With rising junior Dillen L. Wischmeier (pictured, on right), a psychology major, Roberts is looking at how the human brain encodes and decodes information, and how information is distorted by those cognitive processes. Using maps of different locations, the researchers ask participants to take a mental trip along a specific route. Wischmeier explains that, by examining a person's sense of travel, the research will help to paint a clearer picture of what influences us to construct distorted memories and cognitive maps.
In addition to the behavioral component of the study, Roberts and Wischmeier also employ the use of an electroencephalograph (EEG) cap that can measure a participant's brain activity. The EEG cap is precise enough to measure the difference between familiarity and complete recollection — processes of memory retrieval that are handled by different parts of the brain. This allows the researchers to know how a participant prioritizes different details of his or her memory.
Although their research is focused on describing the way the human brain functions, Roberts says that their findings could be applied to cartography by scaling parts of the map to deal with the biases of the human brain.

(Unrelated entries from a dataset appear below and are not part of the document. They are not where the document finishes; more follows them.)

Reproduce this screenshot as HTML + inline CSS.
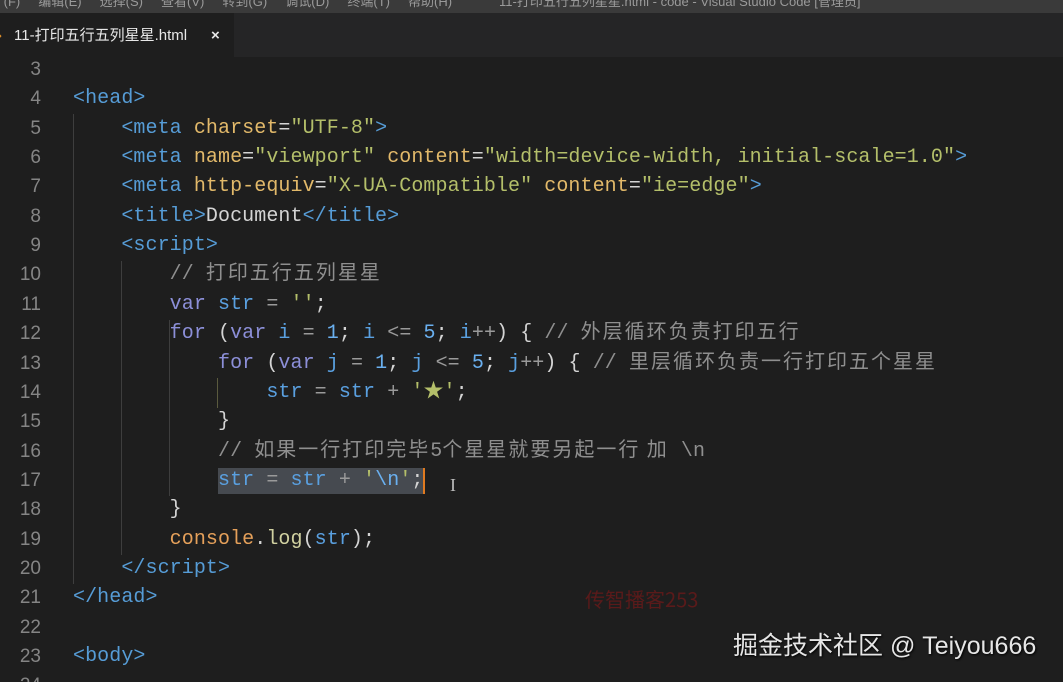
<!DOCTYPE html>
<html><head><meta charset="utf-8"><style>
html,body{margin:0;padding:0;width:1063px;height:682px;overflow:hidden;background:#1e1e1e;position:relative}
.menu{position:absolute;left:0;top:0;width:1063px;height:13px;background:#3a3a3a;overflow:hidden;color:#9a9a9a;font:13px "Liberation Sans","Noto Sans CJK SC",sans-serif;line-height:4px;white-space:nowrap}
.tabbar{position:absolute;left:0;top:13px;width:1063px;height:44px;background:#252526}
.tab{position:absolute;left:0;top:0;width:234px;height:44px;background:#1e1e1e;color:#e8e8e8;font:15px "Liberation Sans","Noto Sans CJK SC",sans-serif;line-height:46px;white-space:nowrap}
.ed{position:absolute;left:0;top:55px;width:1063px}
.ln{position:absolute;left:0;width:41px;text-align:right;color:#858585;font:19px "Liberation Sans",sans-serif;height:29.35px;line-height:29.35px}
.l{position:absolute;left:73px;height:29.35px;font:20px "Liberation Mono","Noto Sans CJK SC",monospace;line-height:29.35px;white-space:pre;color:#d4d4d4;letter-spacing:0.08px}
.t{color:#569cd6}.a{color:#e2b96a}.s{color:#b4bf6a}.k{color:#8c8fd8}.v{color:#5aa0e0}.n{color:#6ab0f0}.c{color:#8f8f8f}.o{color:#9a9a9a}.p{color:#d4d4d4}
.cj{font-family:"Noto Sans CJK SC",sans-serif;letter-spacing:2px;font-size:20px;line-height:1}
.g{position:absolute;width:1px;background:#3e3e3e}
</style></head><body>
<div class="menu">&nbsp;(F)&nbsp;&nbsp;&nbsp;&nbsp;&nbsp;编辑(E)&nbsp;&nbsp;&nbsp;&nbsp;&nbsp;选择(S)&nbsp;&nbsp;&nbsp;&nbsp;&nbsp;查看(V)&nbsp;&nbsp;&nbsp;&nbsp;&nbsp;转到(G)&nbsp;&nbsp;&nbsp;&nbsp;&nbsp;调试(D)&nbsp;&nbsp;&nbsp;&nbsp;&nbsp;终端(T)&nbsp;&nbsp;&nbsp;&nbsp;&nbsp;帮助(H)&nbsp;&nbsp;&nbsp;&nbsp;&nbsp;&nbsp;&nbsp;&nbsp;&nbsp;&nbsp;&nbsp;&nbsp;&nbsp;11-打印五行五列星星.html - code - Visual Studio Code [管理员]</div>
<div class="tabbar"><div class="tab"><span style="color:#e0902a;position:absolute;left:-3px">›</span><span style="position:absolute;left:14px">11-打印五行五列星星.html</span><span style="position:absolute;left:211px;font-weight:bold">×</span></div></div>
<div class="g" style="left:73px;top:114px;height:470px"></div>
<div class="g" style="left:121px;top:261px;height:294px"></div>
<div class="g" style="left:169px;top:320px;height:176px"></div>
<div class="g" style="left:217px;top:378px;height:30px;background:#5a5a3e"></div>
<div class="ed">
<div class="ln" style="top:0">3</div>
<div class="ln" style="top:29.35px">4</div><div class="l" style="top:29.35px"><span class="t">&lt;head&gt;</span></div>
<div class="ln" style="top:58.7px">5</div><div class="l" style="top:58.7px">    <span class="t">&lt;meta</span> <span class="a">charset</span><span class="p">=</span><span class="s">"UTF-8"</span><span class="t">&gt;</span></div>
<div class="ln" style="top:88.05px">6</div><div class="l" style="top:88.05px">    <span class="t">&lt;meta</span> <span class="a">name</span><span class="p">=</span><span class="s">"viewport"</span> <span class="a">content</span><span class="p">=</span><span class="s">"width=device-width, initial-scale=1.0"</span><span class="t">&gt;</span></div>
<div class="ln" style="top:117.4px">7</div><div class="l" style="top:117.4px">    <span class="t">&lt;meta</span> <span class="a">http-equiv</span><span class="p">=</span><span class="s">"X-UA-Compatible"</span> <span class="a">content</span><span class="p">=</span><span class="s">"ie=edge"</span><span class="t">&gt;</span></div>
<div class="ln" style="top:146.75px">8</div><div class="l" style="top:146.75px">    <span class="t">&lt;title&gt;</span>Document<span class="t">&lt;/title&gt;</span></div>
<div class="ln" style="top:176.1px">9</div><div class="l" style="top:176.1px">    <span class="t">&lt;script&gt;</span></div>
<div class="ln" style="top:205.45px">10</div><div class="l" style="top:205.45px">        <span class="c">// <span class="cj">打印五行五列星星</span></span></div>
<div class="ln" style="top:234.8px">11</div><div class="l" style="top:234.8px">        <span class="k">var</span> <span class="v">str</span> <span class="o">=</span> <span class="s">''</span>;</div>
<div class="ln" style="top:264.15px">12</div><div class="l" style="top:264.15px">        <span class="k">for</span> (<span class="k">var</span> <span class="v">i</span> <span class="o">=</span> <span class="n">1</span>; <span class="v">i</span> <span class="o">&lt;=</span> <span class="n">5</span>; <span class="v">i</span><span class="o">++</span>) { <span class="c">// <span class="cj">外层循环负责打印五行</span></span></div>
<div class="ln" style="top:293.5px">13</div><div class="l" style="top:293.5px">            <span class="k">for</span> (<span class="k">var</span> <span class="v">j</span> <span class="o">=</span> <span class="n">1</span>; <span class="v">j</span> <span class="o">&lt;=</span> <span class="n">5</span>; <span class="v">j</span><span class="o">++</span>) { <span class="c">// <span class="cj">里层循环负责一行打印五个星星</span></span></div>
<div class="ln" style="top:322.85px">14</div><div class="l" style="top:322.85px">                <span class="v">str</span> <span class="o">=</span> <span class="v">str</span> <span class="o">+</span> <span class="s">'★'</span>;</div>
<div class="ln" style="top:352.2px">15</div><div class="l" style="top:352.2px">            }</div>
<div class="ln" style="top:381.55px">16</div><div class="l" style="top:381.55px">            <span class="c">// <span class="cj">如果一行打印完毕</span>5<span class="cj">个星星就要另起一行 加</span> \n</span></div>
<div style="position:absolute;left:218px;top:413px;width:205px;height:26px;background:#464a50"></div>
<div style="position:absolute;left:423px;top:413px;width:2px;height:26px;background:#e07a20"></div>
<div class="ln" style="top:410.9px">17</div><div class="l" style="top:410.9px">            <span class="v">str</span> <span class="o">=</span> <span class="v">str</span> <span class="o">+</span> <span class="s">'<span class="n">\n</span>'</span>;</div>
<div style="position:absolute;left:450px;top:420px;color:#bbb;font:18px 'Liberation Serif',serif">I</div>
<div class="ln" style="top:440.25px">18</div><div class="l" style="top:440.25px">        }</div>
<div class="ln" style="top:469.6px">19</div><div class="l" style="top:469.6px">        <span style="color:#e5a05a">console</span>.<span style="color:#d0d0a0">log</span>(<span class="v">str</span>);</div>
<div class="ln" style="top:498.95px">20</div><div class="l" style="top:498.95px">    <span class="t">&lt;/script&gt;</span></div>
<div class="ln" style="top:528.3px">21</div><div class="l" style="top:528.3px"><span class="t">&lt;/head&gt;</span></div>
<div class="ln" style="top:557.65px">22</div>
<div class="ln" style="top:587px">23</div><div class="l" style="top:587px"><span class="t">&lt;body&gt;</span></div>
<div class="ln" style="top:616.35px;height:11px;overflow:hidden">24</div>
</div>
<div style="position:absolute;left:585px;top:584px;color:#5a1a1a;font:20px 'Noto Sans CJK SC',sans-serif">传智播客253</div>
<div style="position:absolute;left:733px;top:626px;color:#e6e6e6;font:25px 'Liberation Sans','Noto Sans CJK SC',sans-serif;text-shadow:1px 1px 2px #000;white-space:nowrap">掘金技术社区 @ Teiyou666</div>
</body></html>
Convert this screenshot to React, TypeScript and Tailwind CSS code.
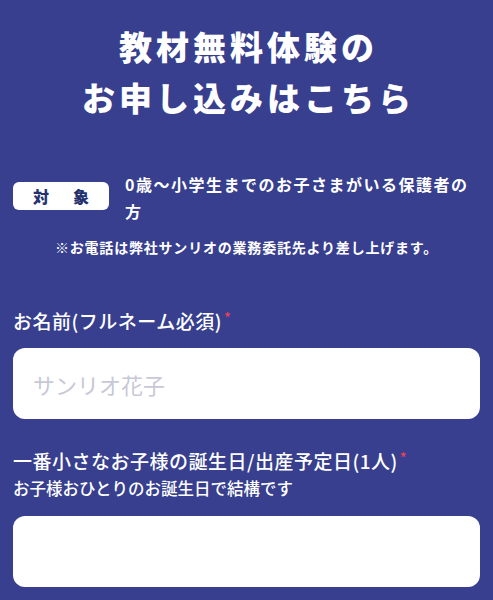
import React from 'react';

const font = "font-['Noto_Sans_CJK_JP','Noto_Sans',sans-serif]";

const Required = () => <span className="relative -top-[6px] ml-[2px] text-[14px] text-[#e8435a]">*</span>;

export default function App() {
    return (
        <div className={`${font} min-h-[600px] w-full bg-[#373f8e] px-[13px] pt-[21px] text-white`}>
            {/* heading */}
            <h1 className="text-center text-[33px] leading-[51px] font-black tracking-[4px] pl-[4px]">
                教材無料体験の
                <br />
                お申し込みはこちら
            </h1>

            {/* target */}
            <div className="mt-[48px] flex items-start gap-[16px] pr-[10px]">
                <span className="mt-[11px] flex h-[28px] w-[96px] shrink-0 items-center justify-center rounded-[6px] bg-white text-[16px] font-black text-[#25306e]">
                    対<span className="w-[24px]" />象
                </span>
                <p className="text-[16px] leading-[27px] font-bold tracking-[1.5px]">0歳〜小学生までのお子さまがいる保護者の方</p>
            </div>
            <p className="mt-[12px] text-center text-[14px] leading-[20px] font-bold tracking-[0.8px]">
                ※お電話は弊社サンリオの業務委託先より差し上げます。
            </p>

            {/* name */}
            <label className="mt-[51px] block text-[19px] leading-[26px] font-medium tracking-[0.5px]">
                お名前(フルネーム必須)
                <Required />
            </label>
            <input
                type="text"
                placeholder="サンリオ花子"
                className="mt-[12px] block h-[71px] w-full rounded-[12px] bg-white px-[20px] text-[22px] text-[#333] outline-none placeholder:text-[#c8c8d6]"
            />

            {/* birthday */}
            <label className="mt-[29px] block text-[19px] leading-[26px] font-medium tracking-[0.5px]">
                一番小さなお子様の誕生日/出産予定日(1人)
                <Required />
            </label>
            <p className="text-[16.5px] leading-[24px] font-medium">お子様おひとりのお誕生日で結構です</p>
            <input
                type="text"
                className="mt-[16px] block h-[71px] w-full rounded-[12px] bg-white px-[20px] text-[22px] text-[#333] outline-none"
            />
        </div>
    );
}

"We understand our surroundings concretely," Wischmeier says. "If you had somebody draw a map, he or she would probably be convinced that the map was pretty close to the real thing. However, we find over and over again that people distort the same types of details. It's interesting to what extent the mind simplifies information. For example, it's not important what the angle of a road intersection is, but that there is an intersection. I feel like it's a matter of condensation. We all have this information in our heads, but, because we don't need all of it, we string the important bits and pieces together."
"A large part of why I'm interested in psychology goes back to the fact that we inadvertently distort parts of our lives," Wischmeier adds. "We construct our world based on things that make sense to us, but we also block out and distort things about ourselves, whether they're maps or our life stories."